Believe it or not, someone in production is claiming to have the original Austin release of OpenStack running, something that Lane said he himself did not believe. There are still a handful running on the subsequent three releases – code-named Bexar, Cactus, and Diablo. Essex, arguably the first usable release, was still on 61 clouds, and Folsom, the second release of 2012, is on 64 machines, and the Grizzly release, when OpenStack really started to get some traction a year ago, is on 84 machines. The Havana release from last fall is on 42 clouds, and the latest Icehouse release from a month ago is already on five clouds. Interestingly, there are 26 clouds that pull right off of the trunk code as it is updated and do not wait for releases.
There is one other interesting thing that came out of the most recent OpenStack survey is that there are still some customers who are making use of APIs that make OpenStack compatible with the EC2 compute and S3 object storage at Amazon Web Services. To be specific, that's 87 clouds with EC2 APIs and 54 clouds with S3 APIs. There are a few that are using the Open Cloud Computing Interface (OCCI) APIs, and none have yet adopted the APIs for Google Compute Engine.

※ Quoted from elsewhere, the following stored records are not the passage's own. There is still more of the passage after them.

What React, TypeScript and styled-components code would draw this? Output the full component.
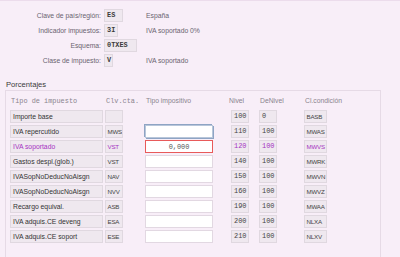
import React from 'react'
import styled, { createGlobalStyle } from 'styled-components';

const GlobalStyle = createGlobalStyle`
  html, body { margin: 0; padding: 0; background: #f8eef8; }
  body { font-family: "Liberation Sans", Arial, sans-serif; overflow: hidden; }
`;

type Row = { label: string; clv: string; nivel: string; de: string; cond: string; value?: string; state?: 'focus' | 'error'; active?: boolean; noInput?: boolean };

const rows: Row[] = [
    { label: 'Importe base', clv: '', nivel: '100', de: '0', cond: 'BASB', noInput: true },
    { label: 'IVA repercutido', clv: 'MWS', nivel: '110', de: '100', cond: 'MWAS', state: 'focus' },
    { label: 'IVA soportado', clv: 'VST', nivel: '120', de: '100', cond: 'MWVS', state: 'error', value: '0,000', active: true },
    { label: 'Gastos despl.(glob.)', clv: 'VST', nivel: '140', de: '100', cond: 'MWRK' },
    { label: 'IVASopNoDeducNoAisgn', clv: 'NAV', nivel: '150', de: '100', cond: 'MWVN' },
    { label: 'IVASopNoDeducNoAisgn', clv: 'NVV', nivel: '160', de: '100', cond: 'MWVZ' },
    { label: 'Recargo equival.', clv: 'ASB', nivel: '190', de: '100', cond: 'MWAA' },
    { label: 'IVA adquis.CE deveng', clv: 'ESA', nivel: '200', de: '100', cond: 'NLXA' },
    { label: 'IVA adquis.CE soport', clv: 'ESE', nivel: '210', de: '100', cond: 'NLXV' },
];

const App = () =>
    <Page>
        <GlobalStyle/>
        <HeaderGrid>
            <HLabel>Clave de país/región:</HLabel>
            <Field w={19}>ES</Field>
            <Desc>España</Desc>
            <HLabel>Indicador impuestos:</HLabel>
            <Field w={14}>3I</Field>
            <Desc>IVA soportado 0%</Desc>
            <HLabel>Esquema:</HLabel>
            <Field w={33}>0TXES</Field>
            <Desc/>
            <HLabel>Clase de impuesto:</HLabel>
            <Field w={9}>V</Field>
            <Desc>IVA soportado</Desc>
        </HeaderGrid>
        <SectionTitle>Porcentajes</SectionTitle>
        <Frame>
            <Table>
                <ColHead mono>Tipo de impuesto</ColHead>
                <ColHead mono>Clv.cta.</ColHead>
                <ColHead>Tipo impositivo</ColHead>
                <ColHead shift={-3}>Nivel</ColHead>
                <ColHead>DeNivel</ColHead>
                <ColHead>Cl.condición</ColHead>
                {rows.map((r, i) =>
                    <React.Fragment key={i}>
                        <LabelCell active={r.active}>{r.label}</LabelCell>
                        <Cell><Box w={18} active={r.active} small>{r.clv}</Box></Cell>
                        <Cell>{!r.noInput && <Input state={r.state} readOnly value={r.value ?? ''}/>}</Cell>
                        <Cell><Box w={18} active={r.active}>{r.nivel}</Box></Cell>
                        <Cell><Box w={18} active={r.active}>{r.de}</Box></Cell>
                        <Cell><Box w={23} active={r.active} small>{r.cond}</Box></Cell>
                    </React.Fragment>
                )}
            </Table>
        </Frame>
    </Page>;

const Page = styled.div`
  width: 400px;
  height: 257px;
  box-sizing: border-box;
  border-top: 1px solid #ecdcec;
  overflow: hidden;
`;

const HeaderGrid = styled.div`
  display: grid;
  grid-template-columns: 102px 44px auto;
  grid-auto-rows: 15px;
  padding-top: 7px;
  align-items: center;
`;

const HLabel = styled.div`
  text-align: right;
  font-size: 6.8px;
  color: #6a6470;
  padding-right: 1px;
`;

const Field = styled.div<{w: number}>`
  width: ${p => p.w}px;
  height: 13px;
  box-sizing: border-box;
  margin-left: 2px;
  background: #efe8ef;
  border: 1px solid #e0d8e0;
  font-family: "Liberation Mono", monospace;
  font-size: 6.9px;
  font-weight: bold;
  color: #3a3a3a;
  line-height: 11px;
  padding-left: 2px;
`;

const Desc = styled.div`
  font-size: 6.8px;
  color: #6a6470;
`;

const SectionTitle = styled.div`
  font-size: 7.6px;
  color: #3a3a3a;
  margin: 11px 0 0 6px;
  height: 11px;
  line-height: 11px;
`;

const Frame = styled.div`
  margin-left: 5px;
  width: 376px;
  height: 200px;
  box-sizing: border-box;
  border: 1px solid #e6dae6;
  border-bottom: none;
  padding: 3px 0 0 4px;
`;

const Table = styled.div`
  display: grid;
  grid-template-columns: 95px 40px 86px 28px 45px auto;
  grid-auto-rows: 15px;
  align-items: center;
`;

const ColHead = styled.div<{mono?: boolean; shift?: number}>`
  font-family: ${p => p.mono ? '"Liberation Mono", monospace' : '"Liberation Sans", Arial, sans-serif'};
  font-size: ${p => p.mono ? '6.9px' : '6.8px'};
  color: #8a848e;
  padding-left: 1px;
  margin-top: -2px;
  margin-left: ${p => p.shift ?? 0}px;
  white-space: nowrap;
`;

const Cell = styled.div`
  display: flex;
  align-items: center;
  height: 15px;
`;

const LabelCell = styled.div<{active?: boolean}>`
  width: 93px;
  height: 13px;
  box-sizing: border-box;
  background: #efe8ef;
  border: 1px solid #e0d8e0;
  font-size: 6.8px;
  line-height: 11px;
  padding-left: 2px;
  color: ${p => p.active ? '#a634c2' : '#333'};
  white-space: nowrap;
  overflow: hidden;
`;

const Box = styled.div<{w: number; active?: boolean; small?: boolean}>`
  width: ${p => p.w}px;
  height: 13px;
  box-sizing: border-box;
  background: #efe8ef;
  border: 1px solid #e0d8e0;
  font-family: ${p => p.small ? '"Liberation Sans", Arial, sans-serif' : '"Liberation Mono", monospace'};
  font-size: ${p => p.small ? '6.2px' : '6.9px'};
  letter-spacing: ${p => p.small ? '-0.2px' : '0'};
  line-height: 11px;
  padding-left: ${p => p.small ? '1.5px' : '2px'};
  color: ${p => p.active ? '#a634c2' : '#444'};
  white-space: nowrap;
  overflow: hidden;
`;

const Input = styled.input<{state?: 'focus' | 'error'}>`
  width: 68px;
  height: 13px;
  box-sizing: border-box;
  margin: 0;
  padding: 0;
  background: #fff;
  border: 1px solid ${p => p.state === 'error' ? '#e85a5a' : p.state === 'focus' ? '#b8c6da' : '#e2d8e2'};
  box-shadow: ${p => p.state === 'focus' ? '-1px -1px 0 0 #8ea4c4, 1px 1px 0 0 #8ea4c4' : 'none'};
  font-family: "Liberation Mono", monospace;
  font-size: 6.9px;
  color: #555;
  text-align: center;
  outline: none;
`;

export default App
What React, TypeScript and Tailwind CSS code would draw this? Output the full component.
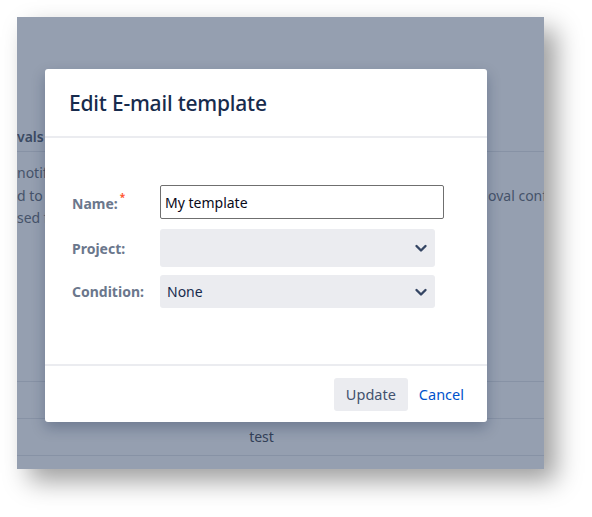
import React from "react";

function Chevron() {
  return (
    <svg width="14" height="14" viewBox="0 0 14 14" fill="none">
      <path d="M2.5 5l4.5 4.5L11.5 5" stroke="#344563" strokeWidth="2.4" strokeLinecap="round" strokeLinejoin="round" />
    </svg>
  );
}

export default function App() {
  return (
    <div className="w-[592px] h-[517px] bg-white pt-[17px] pl-[17px]" style={{ fontFamily: '"Noto Sans", "Open Sans", sans-serif' }}>
      <div className="relative w-[527px] h-[452px] bg-[#959fb0] overflow-hidden shadow-[12px_12px_24px_rgba(0,0,0,0.38)] text-[#46536a]">
        {/* background page content */}
        <div className="flex flex-col pt-[109px]">
          <div className="h-[22px] text-[14px] font-semibold text-[#3b4a63] leading-[22px] whitespace-nowrap">vals</div>
          <div className="h-[3px]" />
          <div className="h-px bg-[#8792a5]" />
          <div className="pt-[10px] text-[14px] leading-[22.5px] whitespace-nowrap">
            <div>notify</div>
            <div className="flex">
              <span className="w-[471px] shrink-0">d to a</span>
              <span>oval conf</span>
            </div>
            <div>sed f</div>
          </div>
          <div className="h-[151px]" />
          <div className="h-px bg-[#8792a5]" />
          <div className="h-[36px]" />
          <div className="h-px bg-[#8792a5]" />
          <div className="h-[36px] flex items-center justify-center pr-[38px] text-[14px] text-[#344158]">test</div>
          <div className="h-px bg-[#8792a5]" />
        </div>

        {/* modal */}
        <div className="absolute left-[28px] top-[52px] w-[442px] h-[353px] bg-white rounded-[3px] shadow-[0_6px_14px_rgba(9,30,66,0.28)] flex flex-col">
          <div className="h-[67px] flex items-center pl-[24px] pt-[2px]">
            <h2 className="text-[21px] font-medium text-[#172b4d] tracking-[-0.2px]">Edit E-mail template</h2>
          </div>
          <div className="h-[2px] bg-[#ebecf0]" />
          <div className="flex-1 pt-[47px] pl-[27px]">
            <div className="flex flex-col">
              <div className="flex items-center h-[34px]">
                <label className="w-[88px] text-[14px] font-bold text-[#6b778c] pt-[2px]">
                  Name:<span className="text-[#ff5630] text-[10px] align-top relative top-[-3px] ml-[2px]">*</span>
                </label>
                <div className="w-[284px] h-[34px] border border-[#6f6f6f] rounded-[2px] flex items-center pl-[4px] text-[14px] text-[#0a0a1a]">My template</div>
              </div>
              <div className="flex items-center h-[38px] mt-[10px]">
                <label className="w-[88px] text-[14px] font-bold text-[#6b778c]">Project:</label>
                <div className="w-[275px] h-[38px] bg-[#ebecf0] rounded-[3px] flex items-center justify-end pr-[7px]">
                  <Chevron />
                </div>
              </div>
              <div className="flex items-center h-[33px] mt-[8px]">
                <label className="w-[88px] text-[14px] font-bold text-[#6b778c]">Condition:</label>
                <div className="w-[275px] h-[33px] bg-[#ebecf0] rounded-[3px] flex items-center justify-between pl-[7px] pr-[7px] text-[14px] text-[#172b4d]">
                  <span>None</span>
                  <Chevron />
                </div>
              </div>
            </div>
          </div>
          <div className="h-[2px] bg-[#ebecf0]" />
          <div className="h-[56px] flex items-center justify-end pr-[23px] pt-[1px]">
            <button className="w-[74px] h-[33px] bg-[#ebecf0] rounded-[3px] text-[14.5px] text-[#42526e]">Update</button>
            <button className="ml-[11px] text-[14.5px] text-[#0052cc]">Cancel</button>
          </div>
        </div>
      </div>
    </div>
  );
}
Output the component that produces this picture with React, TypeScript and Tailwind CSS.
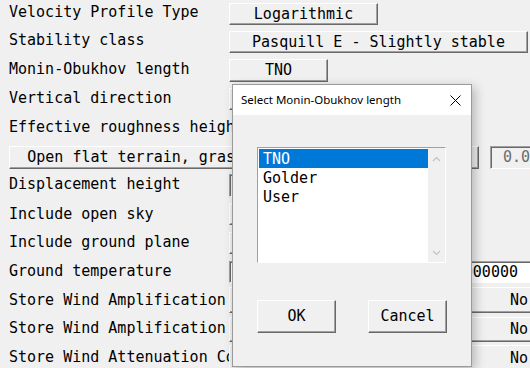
import type { ReactNode } from "react";

const raised =
  "relative flex items-center border border-t-white border-l-white border-b-[#696969] border-r-[#696969] bg-[#f0f0f0] shadow-[inset_-1px_-1px_#a0a0a0]";
const sunken =
  "relative flex items-center border border-t-[#a0a0a0] border-l-[#a0a0a0] border-b-white border-r-white shadow-[inset_1px_1px_#696969]";

interface RowProps {
  h: string;
  pt: string;
  label?: string;
  children?: ReactNode;
}

const Row = ({ h, pt, label, children }: RowProps) => (
  <div className={`flex ${h}`}>
    {label !== undefined && (
      <div className={`w-[229px] shrink-0 whitespace-nowrap pl-[9px] leading-[20px] ${pt}`}>{label}</div>
    )}
    {children}
  </div>
);

const Chevron = ({ up }: { up?: boolean }) => (
  <svg width="9" height="6" viewBox="0 0 9 6" className="mx-auto">
    <path d={up ? "M1 5 L4.5 1.5 L8 5" : "M1 1 L4.5 4.5 L8 1"} fill="none" stroke="#c2c2c2" strokeWidth="1.2" />
  </svg>
);

const MoninDialog = () => {
  const items = ["TNO", "Golder", "User"];
  return (
    <div className="absolute left-[232px] top-[84px] flex h-[283px] w-[240px] flex-col border border-[#9a9a9a] bg-[#f0f0f0] shadow-[3px_3px_10px_rgba(0,0,0,0.25)]">
      <div className="flex h-[30px] items-center justify-between bg-white pl-[8px] pr-[10px] font-['Noto_Sans',sans-serif] text-[11.5px] text-black">
        <span>Select Monin-Obukhov length</span>
        <svg width="11" height="11" viewBox="0 0 11 11">
          <path d="M0.5 0.5 L10.5 10.5 M10.5 0.5 L0.5 10.5" stroke="#000" strokeWidth="1" />
        </svg>
      </div>
      <div className={`${sunken} ml-[24px] mt-[32px] h-[116px] w-[189px] items-stretch`}>
        <div className="flex-1 bg-white pl-[1px] pt-[1px]">
          {items.map((item, i) => (
            <div
              key={item}
              className={`h-[19px] pl-[4px] leading-[21px] ${i === 0 ? "bg-[#0078d7] text-white" : "text-black"}`}
            >
              {item}
            </div>
          ))}
        </div>
        <div className="flex w-[17px] flex-col justify-between bg-[#f0f0f0] pb-[6px] pt-[8px]">
          <Chevron up />
          <Chevron />
        </div>
      </div>
      <div className="ml-[24px] mt-[37px] flex gap-[32px]">
        <div className={`${raised} h-[33px] w-[79px] justify-center`}>OK</div>
        <div className={`${raised} h-[33px] w-[79px] justify-center`}>Cancel</div>
      </div>
    </div>
  );
};

export default function App() {
  return (
    <div className="relative h-[368px] w-[530px] overflow-hidden bg-[#f0f0f0] font-['DejaVu_Sans_Mono',monospace] text-[15px] text-black">
      <Row h="h-[29px]" pt="pt-[2px]" label="Velocity Profile Type">
        <div className={`${raised} mt-[3px] h-[22px] w-[149px] shrink-0 justify-center`}>Logarithmic</div>
      </Row>
      <Row h="h-[29px]" pt="pt-[1px]" label="Stability class">
        <div className={`${raised} mt-[2px] h-[22px] w-[299px] shrink-0 justify-center`}>Pasquill E - Slightly stable</div>
      </Row>
      <Row h="h-[29px]" pt="pt-[1px]" label="Monin-Obukhov length">
        <div className={`${raised} mt-[1px] h-[23px] w-[99px] shrink-0 justify-center`}>TNO</div>
      </Row>
      <Row h="h-[29px]" pt="pt-[1px]" label="Vertical direction">
        <div className={`${raised} mt-[1px] h-[22px] w-[99px] shrink-0 justify-center`}>+Z</div>
      </Row>
      <Row h="h-[28px]" pt="pt-[1px]" label="Effective roughness height" />
      <Row h="h-[28px]" pt="">
        <div className={`${raised} ml-[9px] mt-[2px] h-[23px] w-[470px] shrink-0 justify-center`}>
          Open flat terrain, grass, few isolated obstacles
        </div>
        <div className={`${sunken} ml-[11px] mt-[2px] h-[23px] w-[80px] shrink-0 pl-[12px] text-[#6d6d6d]`}>0.03</div>
      </Row>
      <Row h="h-[29px]" pt="pt-[2px]" label="Displacement height">
        <div className={`${sunken} mt-[2px] h-[23px] w-[150px] shrink-0 pl-[4px]`}>0.0</div>
      </Row>
      <Row h="h-[29px]" pt="pt-[3px]" label="Include open sky">
        <div className={`${raised} mt-[2px] h-[22px] w-[99px] shrink-0 justify-center`}>Yes</div>
      </Row>
      <Row h="h-[29px]" pt="pt-[2px]" label="Include ground plane">
        <div className={`${raised} mt-[2px] h-[22px] w-[99px] shrink-0 justify-center`}>Yes</div>
      </Row>
      <Row h="h-[27px]" pt="pt-[2px]" label="Ground temperature">
        <div className={`${sunken} mt-[2px] h-[22px] w-[310px] shrink-0 justify-end bg-white pr-[20px]`}>15.000000000</div>
      </Row>
      <Row h="h-[29px]" pt="pt-[4px]" label="Store Wind Amplification Factors">
        <div className={`${raised} mt-[1px] h-[26px] w-[310px] shrink-0 justify-end pr-[10px]`}>No</div>
      </Row>
      <Row h="h-[29px]" pt="pt-[3px]" label="Store Wind Amplification Vectors">
        <div className={`${raised} mt-[2px] h-[25px] w-[310px] shrink-0 justify-end pr-[10px]`}>No</div>
      </Row>
      <Row h="h-[24px]" pt="pt-[3px]" label="Store Wind Attenuation Coefficients">
        <div className={`${raised} mt-[1px] h-[26px] w-[310px] shrink-0 justify-end pr-[10px]`}>No</div>
      </Row>
      <MoninDialog />
    </div>
  );
}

One of the reasons why Citrix Systems left the OpenStack effort back in the early days, bought Cloud.com, and open sourced CloudStack as an Apache project was that Rackspace was insistent that having AWS compatibility was not going something that OpenStack should worry about it. There are those, it would seem, who agree with Citrix and Eucalyptus Systems, whose eponymous cloud controller seeks to clone as many of the AWS services as it can for a relatively small startup. OpenStack decided to seek its own path and do things its own way, which certainly has its merits. But AWS compatibility is not something that many enterprises can ignore.